I don’t think I’ve ever seen a version of the Twelve Days of Christmas quite like this. George Buchanan takes the central premise and plays it out to its full comic potential.
Set against the backdrop of a snowbound house straight out of the Good Life, we meet a young couple.Boy attempts to explain the romantic significance of the unseasonal fruit and bird bearing tree while the girl scratches her head.
By day four the tree, with its roots still wrapped in a sack, the pear tree is pulled inside the kitchen, the partridge joining the French hens and turtle doves as the family gamely attempt to eat their Frosties.

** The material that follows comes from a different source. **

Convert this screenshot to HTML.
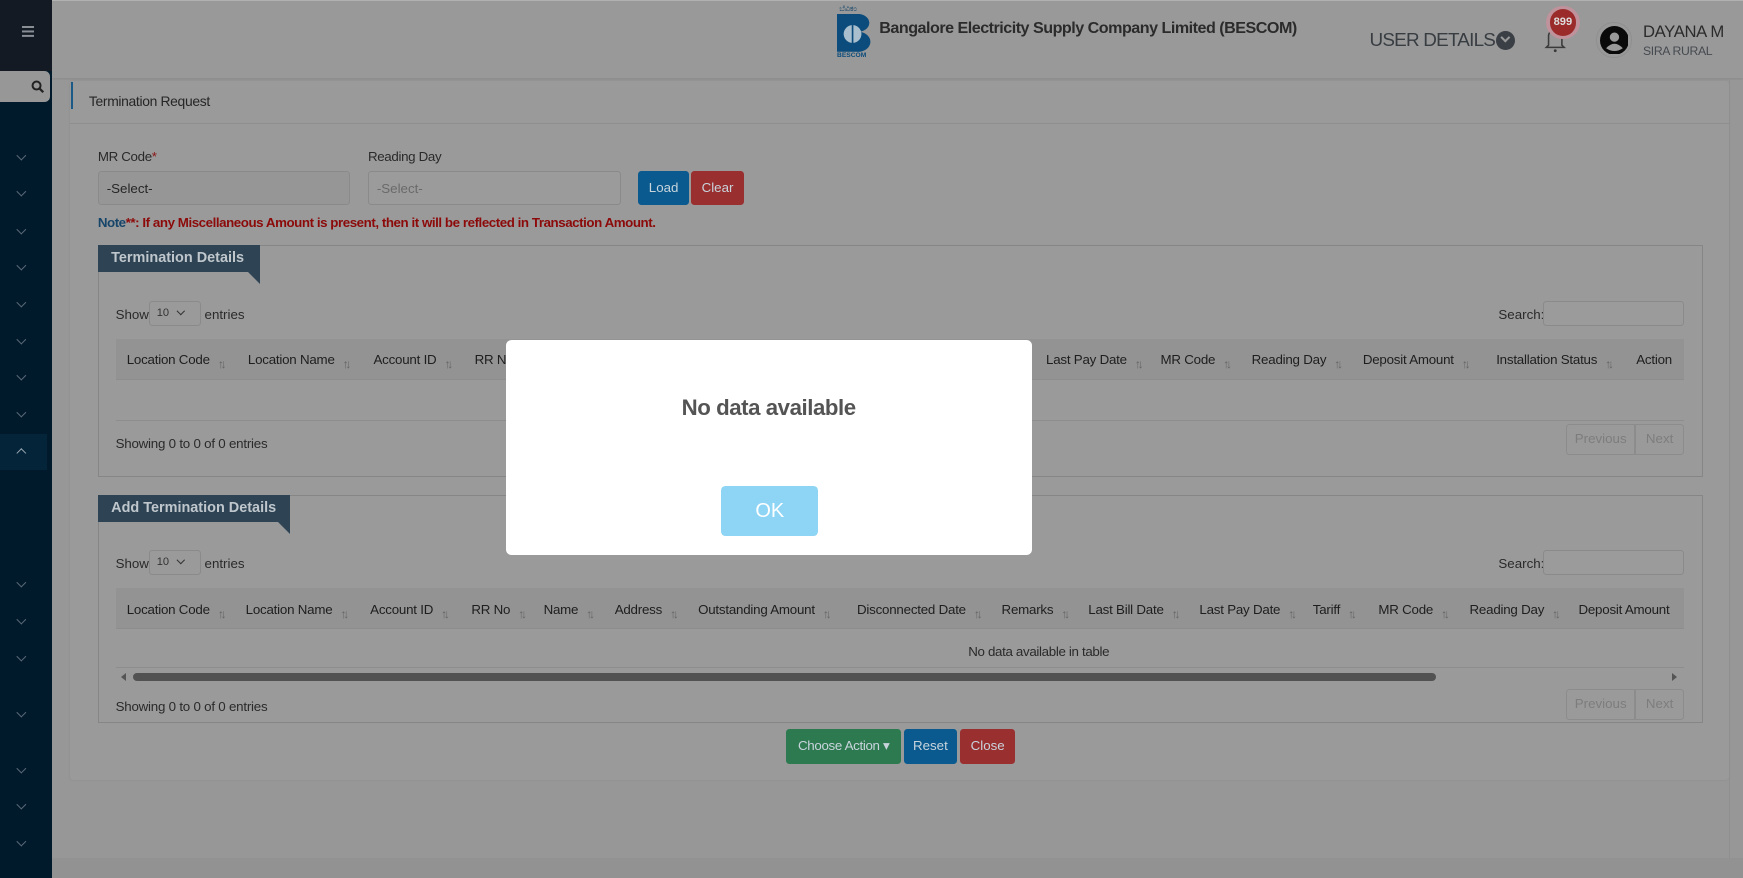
<!DOCTYPE html>
<html><head><meta charset="utf-8">
<style>
html{zoom:1.1116;}
*{box-sizing:border-box;margin:0;padding:0}
body{width:1568px;height:790px;overflow:hidden;position:relative;background:#999;font-family:"Liberation Sans",sans-serif;font-size:12px;color:#222}
.a{position:absolute}
.t{position:absolute;white-space:nowrap}
.th{position:absolute;white-space:nowrap;color:#1e1e1e;font-size:12px;letter-spacing:-0.2px}
.th i{font-style:normal;color:#666;font-size:11px;margin-left:7px;letter-spacing:-3px;position:relative;top:3px}
.chev{position:absolute;left:16px;width:6px;height:6px;border-right:1.3px solid #5d6b78;border-bottom:1.3px solid #5d6b78;transform:rotate(45deg)}
.btn{position:absolute;color:#c8d4dc;font-size:12px;text-align:center;border-radius:3px}
.box{position:absolute;border:1px solid #868686}
.tab{position:absolute;background:#2e4353;color:#bfc7cd;font-weight:bold;font-size:13px;padding:5px 0 0 12px}
.tri{position:absolute;width:0;height:0;border-top:11px solid #2e4353;border-left:11px solid transparent}
.inp{position:absolute;border:1px solid #8a8a8a;border-radius:3px;background:#9b9b9b}
.pg{position:absolute;border:1px solid #8c8c8c;color:#7d7d7d;font-size:12px;text-align:center;line-height:26px}
</style></head><body>
<div class="a" style="left:0;top:0;width:1568px;height:1px;background:#b5b5b5"></div>
<div class="a" style="left:47px;top:1px;width:1521px;height:69px;background:#999;box-shadow:0 2px 3px #8a8a8a"></div>
<div class="a" style="left:47px;top:72px;width:1521px;height:700px;background:#979797"></div>
<div class="a" style="left:47px;top:772px;width:1521px;height:18px;background:#929292"></div>
<div class="a" style="left:0;top:0;width:47px;height:790px;background:#001a2c"></div>
<div class="a" style="left:0;top:0;width:47px;height:64px;background:#131a24"></div>
<div class="a" style="left:20px;top:23px;width:11px;height:2px;background:#8a8f96;box-shadow:0 4px 0 #8a8f96,0 8px 0 #8a8f96"></div>
<div class="a" style="left:0;top:64px;width:45px;height:28px;background:#979797;border-radius:0 5px 5px 0"></div>
<svg class="a" style="left:28px;top:72px" width="12" height="12"><circle cx="5" cy="5" r="3.6" fill="none" stroke="#222" stroke-width="1.8"/><line x1="7.5" y1="7.5" x2="11" y2="11" stroke="#222" stroke-width="2"/></svg>
<div class="chev" style="top:137px"></div><div class="chev" style="top:169px"></div><div class="chev" style="top:203px"></div><div class="chev" style="top:236px"></div><div class="chev" style="top:269px"></div><div class="chev" style="top:302px"></div><div class="chev" style="top:335px"></div><div class="chev" style="top:368px"></div>
<div class="a" style="left:0;top:390px;width:42px;height:33px;background:#032439"></div>
<div class="chev" style="top:405px;transform:rotate(225deg);border-color:#9aa6b0"></div>
<div class="chev" style="top:521px"></div><div class="chev" style="top:554px"></div><div class="chev" style="top:587px"></div><div class="chev" style="top:638px"></div><div class="chev" style="top:688px"></div><div class="chev" style="top:721px"></div><div class="chev" style="top:754px"></div>
<div class="t" style="left:755px;top:4px;font-size:7px;color:#0a3f66">ಬೆವಿಕಂ</div>
<svg class="a" style="left:753px;top:13px" width="34" height="34"><path d="M0 0 H18 A10 8 0 0 1 20 16 A11 9 0 0 1 18 34 H0 Z" fill="#0b4c7c"/><circle cx="14" cy="18" r="8" fill="#a9bfce"/><line x1="14" y1="10" x2="14" y2="27" stroke="#0b4c7c" stroke-width="1.5"/></svg>
<div class="t" style="left:753px;top:47px;font-size:6px;font-weight:bold;color:#0b4c7c">BESCOM</div>
<div class="t" style="left:791px;top:17px;font-size:14.5px;font-weight:bold;color:#2b2b2b;letter-spacing:-0.45px">Bangalore Electricity Supply Company Limited (BESCOM)</div>
<div class="t" style="left:1232px;top:27px;font-size:17px;color:#383d42;letter-spacing:-0.7px">USER DETAILS</div>
<div class="a" style="left:1346px;top:28px;width:17px;height:17px;border-radius:50%;background:#3a3f45"></div>
<div class="a" style="left:1351px;top:31px;width:6px;height:6px;border-right:2px solid #999;border-bottom:2px solid #999;transform:rotate(45deg)"></div>
<svg class="a" style="left:1388px;top:22px" width="22" height="26"><path d="M5 19 V11 A6 6 0 0 1 17 11 V19 L19 21 H3 Z" fill="none" stroke="#3a3a3a" stroke-width="1.4"/><circle cx="11" cy="24" r="1.3" fill="#3a3a3a"/></svg>
<div class="a" style="left:1391px;top:5px;width:30px;height:30px;border-radius:50%;background:#c0929c"></div>
<div class="a" style="left:1394px;top:8px;width:24px;height:24px;border-radius:50%;background:#9b2b2b;color:#ddd;font-size:10px;font-weight:bold;text-align:center;line-height:24px">899</div>
<div class="a" style="left:1436px;top:20px;width:32px;height:32px;border-radius:50%;border:1px solid #8f8f8f"></div>
<svg class="a" style="left:1439px;top:23px" width="26" height="26"><circle cx="13" cy="13" r="13" fill="#0a0a0a"/><circle cx="13" cy="10" r="4.2" fill="#999"/><path d="M5.5 20 Q13 12 20.5 20 Q13 25 5.5 20Z" fill="#999"/></svg>
<div class="t" style="left:1478px;top:20px;font-size:15px;color:#2b2b2b;letter-spacing:-0.3px">DAYANA M</div>
<div class="t" style="left:1478px;top:40px;font-size:11px;color:#454a50;letter-spacing:-0.3px">SIRA RURAL</div>
<div class="a" style="left:63px;top:73px;width:1492px;height:629px;background:#9a9a9a;border-radius:3px;box-shadow:0 0 2px #8c8c8c"></div>
<div class="a" style="left:64px;top:74px;width:2px;height:24px;background:#1b5a86"></div>
<div class="t" style="left:80px;top:84px;font-size:12.5px;color:#262626;letter-spacing:-0.3px">Termination Request</div>
<div class="a" style="left:63px;top:111px;width:1492px;height:1px;background:#8e8e8e"></div>
<div class="t" style="left:88px;top:134px;color:#2a2a2a;letter-spacing:-0.3px">MR Code<span style="color:#8a1515">*</span></div>
<div class="t" style="left:331px;top:134px;color:#2a2a2a;letter-spacing:-0.3px">Reading Day</div>
<div class="inp" style="left:88px;top:154px;width:227px;height:30px;background:#969696"></div>
<div class="t" style="left:96px;top:163px;color:#262626">-Select-</div>
<div class="inp" style="left:331px;top:154px;width:228px;height:30px"></div>
<div class="t" style="left:339px;top:163px;color:#6a6a6a">-Select-</div>
<div class="btn" style="left:574px;top:154px;width:46px;height:30px;background:#0a5a8f;line-height:30px">Load</div>
<div class="btn" style="left:622px;top:154px;width:47px;height:30px;background:#9a2f2f;line-height:30px">Clear</div>
<div class="t" style="left:88px;top:193px;font-size:12px;font-weight:bold;color:#8c0a0a;letter-spacing:-0.4px"><span style="color:#17456a">Note</span>**: If any Miscellaneous Amount is present, then it will be reflected in Transaction Amount.</div>
<div class="box" style="left:88px;top:220px;width:1444px;height:209px"></div>
<div class="tab" style="left:88px;top:220px;width:146px;height:25px">Termination Details</div>
<div class="tri" style="left:223px;top:245px"></div>
<div class="t" style="left:104px;top:276px;color:#2a2a2a">Show</div>
<div class="inp" style="left:134px;top:271px;width:47px;height:22px;background:#9a9a9a"></div>
<div class="t" style="left:141px;top:276px;font-size:10px;color:#333">10</div>
<div class="a" style="left:160px;top:277px;width:5px;height:5px;border-right:1.3px solid #333;border-bottom:1.3px solid #333;transform:rotate(45deg)"></div>
<div class="t" style="left:184px;top:276px;color:#2a2a2a">entries</div>
<div class="t" style="left:1348px;top:276px;color:#2a2a2a">Search:</div>
<div class="inp" style="left:1388px;top:271px;width:127px;height:22px"></div>
<div class="a" style="left:104px;top:305px;width:1411px;height:37px;background:#939393;border-bottom:1px solid #8d8d8d"></div>
<div class="th" style="left:114px;top:317px">Location Code<i>↑↓</i></div>
<div class="th" style="left:223px;top:317px">Location Name<i>↑↓</i></div>
<div class="th" style="left:336px;top:317px">Account ID<i>↑↓</i></div>
<div class="th" style="left:427px;top:317px">RR No</div>
<div class="th" style="left:941px;top:317px">Last Pay Date<i>↑↓</i></div>
<div class="th" style="left:1044px;top:317px">MR Code<i>↑↓</i></div>
<div class="th" style="left:1126px;top:317px">Reading Day<i>↑↓</i></div>
<div class="th" style="left:1226px;top:317px">Deposit Amount<i>↑↓</i></div>
<div class="th" style="left:1346px;top:317px">Installation Status<i>↑↓</i></div>
<div class="th" style="left:1472px;top:317px">Action</div>
<div class="a" style="left:104px;top:378px;width:1411px;height:1px;background:#8d8d8d"></div>
<div class="t" style="left:104px;top:392px;color:#2a2a2a;letter-spacing:-0.2px">Showing 0 to 0 of 0 entries</div>
<div class="pg" style="left:1409px;top:381px;width:62px;height:28px;border-radius:3px 0 0 3px">Previous</div>
<div class="pg" style="left:1471px;top:381px;width:44px;height:28px;border-radius:0 3px 3px 0">Next</div>
<div class="box" style="left:88px;top:445px;width:1444px;height:205px"></div>
<div class="tab" style="left:88px;top:445px;width:173px;height:25px">Add Termination Details</div>
<div class="tri" style="left:250px;top:470px"></div>
<div class="t" style="left:104px;top:500px;color:#2a2a2a">Show</div>
<div class="inp" style="left:134px;top:495px;width:47px;height:22px;background:#9a9a9a"></div>
<div class="t" style="left:141px;top:500px;font-size:10px;color:#333">10</div>
<div class="a" style="left:160px;top:501px;width:5px;height:5px;border-right:1.3px solid #333;border-bottom:1.3px solid #333;transform:rotate(45deg)"></div>
<div class="t" style="left:184px;top:500px;color:#2a2a2a">entries</div>
<div class="t" style="left:1348px;top:500px;color:#2a2a2a">Search:</div>
<div class="inp" style="left:1388px;top:495px;width:127px;height:22px"></div>
<div class="a" style="left:104px;top:529px;width:1411px;height:37px;background:#939393;border-bottom:1px solid #8d8d8d"></div>
<div class="th" style="left:114px;top:542px">Location Code<i>↑↓</i></div>
<div class="th" style="left:221px;top:542px">Location Name<i>↑↓</i></div>
<div class="th" style="left:333px;top:542px">Account ID<i>↑↓</i></div>
<div class="th" style="left:424px;top:542px">RR No<i>↑↓</i></div>
<div class="th" style="left:489px;top:542px">Name<i>↑↓</i></div>
<div class="th" style="left:553px;top:542px">Address<i>↑↓</i></div>
<div class="th" style="left:628px;top:542px">Outstanding Amount<i>↑↓</i></div>
<div class="th" style="left:771px;top:542px">Disconnected Date<i>↑↓</i></div>
<div class="th" style="left:901px;top:542px">Remarks<i>↑↓</i></div>
<div class="th" style="left:979px;top:542px">Last Bill Date<i>↑↓</i></div>
<div class="th" style="left:1079px;top:542px">Last Pay Date<i>↑↓</i></div>
<div class="th" style="left:1181px;top:542px">Tariff<i>↑↓</i></div>
<div class="th" style="left:1240px;top:542px">MR Code<i>↑↓</i></div>
<div class="th" style="left:1322px;top:542px">Reading Day<i>↑↓</i></div>
<div class="th" style="left:1420px;top:542px">Deposit Amount</div>
<div class="t" style="left:871px;top:579px;color:#2a2a2a;letter-spacing:-0.3px">No data available in table</div>
<div class="a" style="left:104px;top:600px;width:1411px;height:1px;background:#8d8d8d"></div>
<div class="a" style="left:109px;top:605px;width:0;height:0;border-top:4px solid transparent;border-bottom:4px solid transparent;border-right:5px solid #555"></div>
<div class="a" style="left:120px;top:605px;width:1172px;height:8px;border-radius:4px;background:#525252"></div>
<div class="a" style="left:1504px;top:605px;width:0;height:0;border-top:4px solid transparent;border-bottom:4px solid transparent;border-left:5px solid #555"></div>
<div class="t" style="left:104px;top:629px;color:#2a2a2a;letter-spacing:-0.2px">Showing 0 to 0 of 0 entries</div>
<div class="pg" style="left:1409px;top:620px;width:62px;height:28px;border-radius:3px 0 0 3px">Previous</div>
<div class="pg" style="left:1471px;top:620px;width:44px;height:28px;border-radius:0 3px 3px 0">Next</div>
<div class="btn" style="left:707px;top:656px;width:104px;height:31px;background:#2e7a50;line-height:31px;letter-spacing:-0.3px">Choose Action ▾</div>
<div class="btn" style="left:813px;top:656px;width:48px;height:31px;background:#0a5a8f;line-height:31px">Reset</div>
<div class="btn" style="left:864px;top:656px;width:49px;height:31px;background:#9a2f2f;line-height:31px">Close</div>
<div class="a" style="left:1555px;top:72px;width:1px;height:700px;background:#8f8f8f"></div>
<div class="a" style="left:455px;top:306px;width:473px;height:193px;background:#fff;border-radius:5px"></div>
<div class="t" style="left:455px;top:355px;width:473px;text-align:center;font-size:20px;font-weight:bold;color:#545454;letter-spacing:-0.4px">No data available</div>
<div class="a" style="left:649px;top:437px;width:87px;height:45px;background:#8dd4f5;border-radius:4px;color:#fff;font-size:18px;text-align:center;line-height:45px">OK</div>
</body></html>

The gold rings, which I had always assumed were for use on fingers, arrive as large hoops. The purpose of this isn’t quite clear. So the girl takes them into the bath. Perhaps they’re for making bubbles?
Day seven and things are getting properly out of hand – the combination of geese a-laying and swans a-swimming is one that is best handled with the bristly end of a broom.
On day nine we see the consequences of mixing cows and a full marching band.
On the twelfth day of Christmas the boy returns to the house along with twelve lords a leaping. This final aristocratic flourish doesn’t impress the clearly down to earth in laws much. Thought they do appear to have turned his largesse to their advantage, selling free range eggs and bags of manure.